= Exercise objective =
Report how many lines contain the word "components", with no other text.
Begin Available data
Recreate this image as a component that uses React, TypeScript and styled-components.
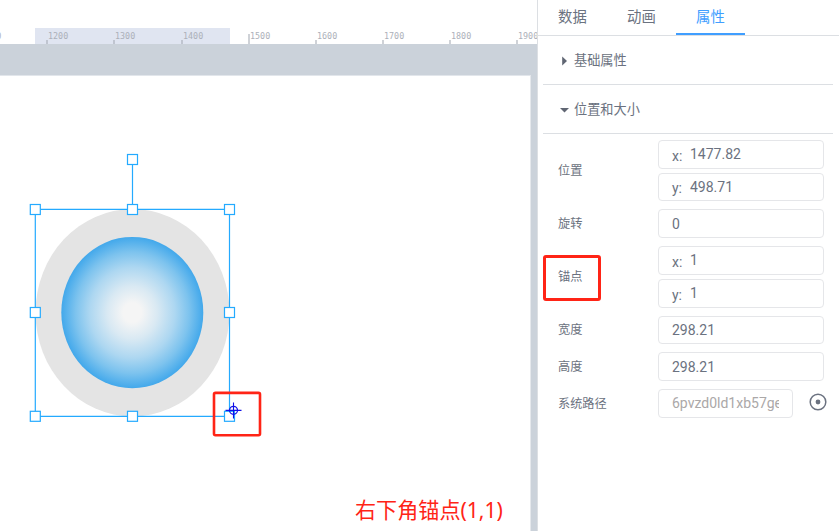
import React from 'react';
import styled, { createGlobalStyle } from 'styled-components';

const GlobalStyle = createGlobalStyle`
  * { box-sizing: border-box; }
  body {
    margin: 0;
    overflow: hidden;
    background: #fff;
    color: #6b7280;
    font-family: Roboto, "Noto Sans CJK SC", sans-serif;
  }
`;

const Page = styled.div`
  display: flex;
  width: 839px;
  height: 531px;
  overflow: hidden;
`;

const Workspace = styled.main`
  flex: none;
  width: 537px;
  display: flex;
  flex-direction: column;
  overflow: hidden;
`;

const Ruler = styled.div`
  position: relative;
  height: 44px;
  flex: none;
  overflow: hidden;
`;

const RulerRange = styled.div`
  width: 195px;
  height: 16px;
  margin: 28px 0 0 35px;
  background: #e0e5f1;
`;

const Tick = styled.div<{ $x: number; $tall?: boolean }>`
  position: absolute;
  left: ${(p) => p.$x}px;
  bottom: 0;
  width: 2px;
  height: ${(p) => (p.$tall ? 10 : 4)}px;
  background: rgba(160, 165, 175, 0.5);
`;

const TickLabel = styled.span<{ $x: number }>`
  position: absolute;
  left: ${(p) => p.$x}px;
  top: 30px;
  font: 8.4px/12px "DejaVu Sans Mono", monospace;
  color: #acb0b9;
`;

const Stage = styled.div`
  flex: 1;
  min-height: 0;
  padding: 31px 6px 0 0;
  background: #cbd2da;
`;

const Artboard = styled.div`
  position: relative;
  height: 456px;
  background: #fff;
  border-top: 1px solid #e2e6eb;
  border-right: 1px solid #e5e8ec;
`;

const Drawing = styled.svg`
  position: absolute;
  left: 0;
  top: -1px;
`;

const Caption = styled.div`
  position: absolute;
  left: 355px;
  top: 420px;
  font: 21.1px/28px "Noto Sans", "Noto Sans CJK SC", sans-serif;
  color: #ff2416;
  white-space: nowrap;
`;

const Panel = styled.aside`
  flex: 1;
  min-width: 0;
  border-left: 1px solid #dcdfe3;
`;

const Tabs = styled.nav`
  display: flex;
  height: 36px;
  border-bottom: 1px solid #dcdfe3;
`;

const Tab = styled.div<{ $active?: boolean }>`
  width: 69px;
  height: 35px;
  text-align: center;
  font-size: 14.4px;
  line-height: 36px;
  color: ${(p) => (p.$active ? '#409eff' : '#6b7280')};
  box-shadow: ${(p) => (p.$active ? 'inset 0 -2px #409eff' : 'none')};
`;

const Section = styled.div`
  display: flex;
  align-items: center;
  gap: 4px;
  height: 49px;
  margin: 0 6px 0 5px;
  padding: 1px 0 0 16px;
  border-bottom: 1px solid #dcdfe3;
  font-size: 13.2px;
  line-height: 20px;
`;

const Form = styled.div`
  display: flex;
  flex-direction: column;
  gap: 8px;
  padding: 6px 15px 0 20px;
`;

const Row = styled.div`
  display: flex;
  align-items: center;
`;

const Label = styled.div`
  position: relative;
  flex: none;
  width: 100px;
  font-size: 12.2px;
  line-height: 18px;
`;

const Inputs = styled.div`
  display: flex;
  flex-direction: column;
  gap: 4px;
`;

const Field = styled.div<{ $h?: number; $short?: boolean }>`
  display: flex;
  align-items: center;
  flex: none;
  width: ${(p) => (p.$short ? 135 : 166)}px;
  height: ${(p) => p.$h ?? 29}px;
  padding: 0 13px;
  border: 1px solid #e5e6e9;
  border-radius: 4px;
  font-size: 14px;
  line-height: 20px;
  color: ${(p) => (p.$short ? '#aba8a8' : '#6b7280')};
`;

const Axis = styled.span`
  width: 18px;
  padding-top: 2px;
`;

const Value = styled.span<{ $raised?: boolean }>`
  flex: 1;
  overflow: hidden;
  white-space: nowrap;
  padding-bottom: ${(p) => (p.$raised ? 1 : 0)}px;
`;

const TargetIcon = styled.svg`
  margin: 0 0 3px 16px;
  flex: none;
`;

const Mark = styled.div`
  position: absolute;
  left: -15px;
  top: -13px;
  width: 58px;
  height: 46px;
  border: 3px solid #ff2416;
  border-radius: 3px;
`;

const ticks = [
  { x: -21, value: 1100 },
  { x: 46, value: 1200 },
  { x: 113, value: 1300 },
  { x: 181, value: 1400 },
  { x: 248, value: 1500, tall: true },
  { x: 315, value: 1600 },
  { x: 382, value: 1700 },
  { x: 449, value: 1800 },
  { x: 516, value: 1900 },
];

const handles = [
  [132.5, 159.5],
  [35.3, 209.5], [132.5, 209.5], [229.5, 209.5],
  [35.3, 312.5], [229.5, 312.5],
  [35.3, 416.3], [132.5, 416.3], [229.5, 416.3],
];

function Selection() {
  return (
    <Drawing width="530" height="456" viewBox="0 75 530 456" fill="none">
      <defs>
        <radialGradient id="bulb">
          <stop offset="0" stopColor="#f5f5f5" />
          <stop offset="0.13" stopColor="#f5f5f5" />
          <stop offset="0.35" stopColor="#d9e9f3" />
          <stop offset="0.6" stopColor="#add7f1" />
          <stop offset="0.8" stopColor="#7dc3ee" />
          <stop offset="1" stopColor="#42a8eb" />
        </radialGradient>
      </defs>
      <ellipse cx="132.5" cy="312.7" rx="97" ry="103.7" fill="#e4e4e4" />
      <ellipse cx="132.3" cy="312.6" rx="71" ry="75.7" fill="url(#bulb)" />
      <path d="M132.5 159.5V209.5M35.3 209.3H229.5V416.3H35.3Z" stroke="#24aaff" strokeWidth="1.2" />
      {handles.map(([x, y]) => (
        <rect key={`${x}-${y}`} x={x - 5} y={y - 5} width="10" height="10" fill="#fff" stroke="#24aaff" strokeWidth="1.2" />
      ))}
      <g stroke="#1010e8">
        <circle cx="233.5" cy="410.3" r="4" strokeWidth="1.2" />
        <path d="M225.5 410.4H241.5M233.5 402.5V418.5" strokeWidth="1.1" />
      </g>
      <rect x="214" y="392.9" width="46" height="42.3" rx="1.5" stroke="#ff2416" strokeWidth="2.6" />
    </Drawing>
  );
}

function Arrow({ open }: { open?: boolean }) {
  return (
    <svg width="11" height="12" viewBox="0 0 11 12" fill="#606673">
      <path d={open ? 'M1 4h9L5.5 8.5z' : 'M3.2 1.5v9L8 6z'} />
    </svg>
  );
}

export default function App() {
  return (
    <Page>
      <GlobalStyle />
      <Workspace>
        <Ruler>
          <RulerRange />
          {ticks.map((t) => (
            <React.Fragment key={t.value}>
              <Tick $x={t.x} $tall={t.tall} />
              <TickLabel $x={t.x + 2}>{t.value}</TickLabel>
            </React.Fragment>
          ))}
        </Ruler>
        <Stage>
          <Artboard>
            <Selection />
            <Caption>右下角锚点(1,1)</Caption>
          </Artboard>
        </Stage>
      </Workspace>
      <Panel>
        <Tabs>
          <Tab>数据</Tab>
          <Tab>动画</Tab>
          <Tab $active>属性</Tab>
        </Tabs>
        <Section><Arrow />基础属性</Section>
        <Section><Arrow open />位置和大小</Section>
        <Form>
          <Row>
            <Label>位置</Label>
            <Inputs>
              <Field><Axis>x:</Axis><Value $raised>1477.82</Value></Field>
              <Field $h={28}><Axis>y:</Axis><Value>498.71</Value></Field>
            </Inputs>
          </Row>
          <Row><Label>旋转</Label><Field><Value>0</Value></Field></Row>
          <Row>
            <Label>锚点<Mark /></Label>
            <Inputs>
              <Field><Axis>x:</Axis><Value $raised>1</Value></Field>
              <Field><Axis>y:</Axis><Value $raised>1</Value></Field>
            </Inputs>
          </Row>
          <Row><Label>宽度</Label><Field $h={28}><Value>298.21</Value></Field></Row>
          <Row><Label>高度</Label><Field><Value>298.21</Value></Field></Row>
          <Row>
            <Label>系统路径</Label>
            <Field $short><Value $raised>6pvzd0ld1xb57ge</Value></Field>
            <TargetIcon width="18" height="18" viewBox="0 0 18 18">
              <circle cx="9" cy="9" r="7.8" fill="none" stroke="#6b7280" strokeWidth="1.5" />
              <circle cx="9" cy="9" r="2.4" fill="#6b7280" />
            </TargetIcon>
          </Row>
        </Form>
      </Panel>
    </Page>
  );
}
End Available data
= Output below =
2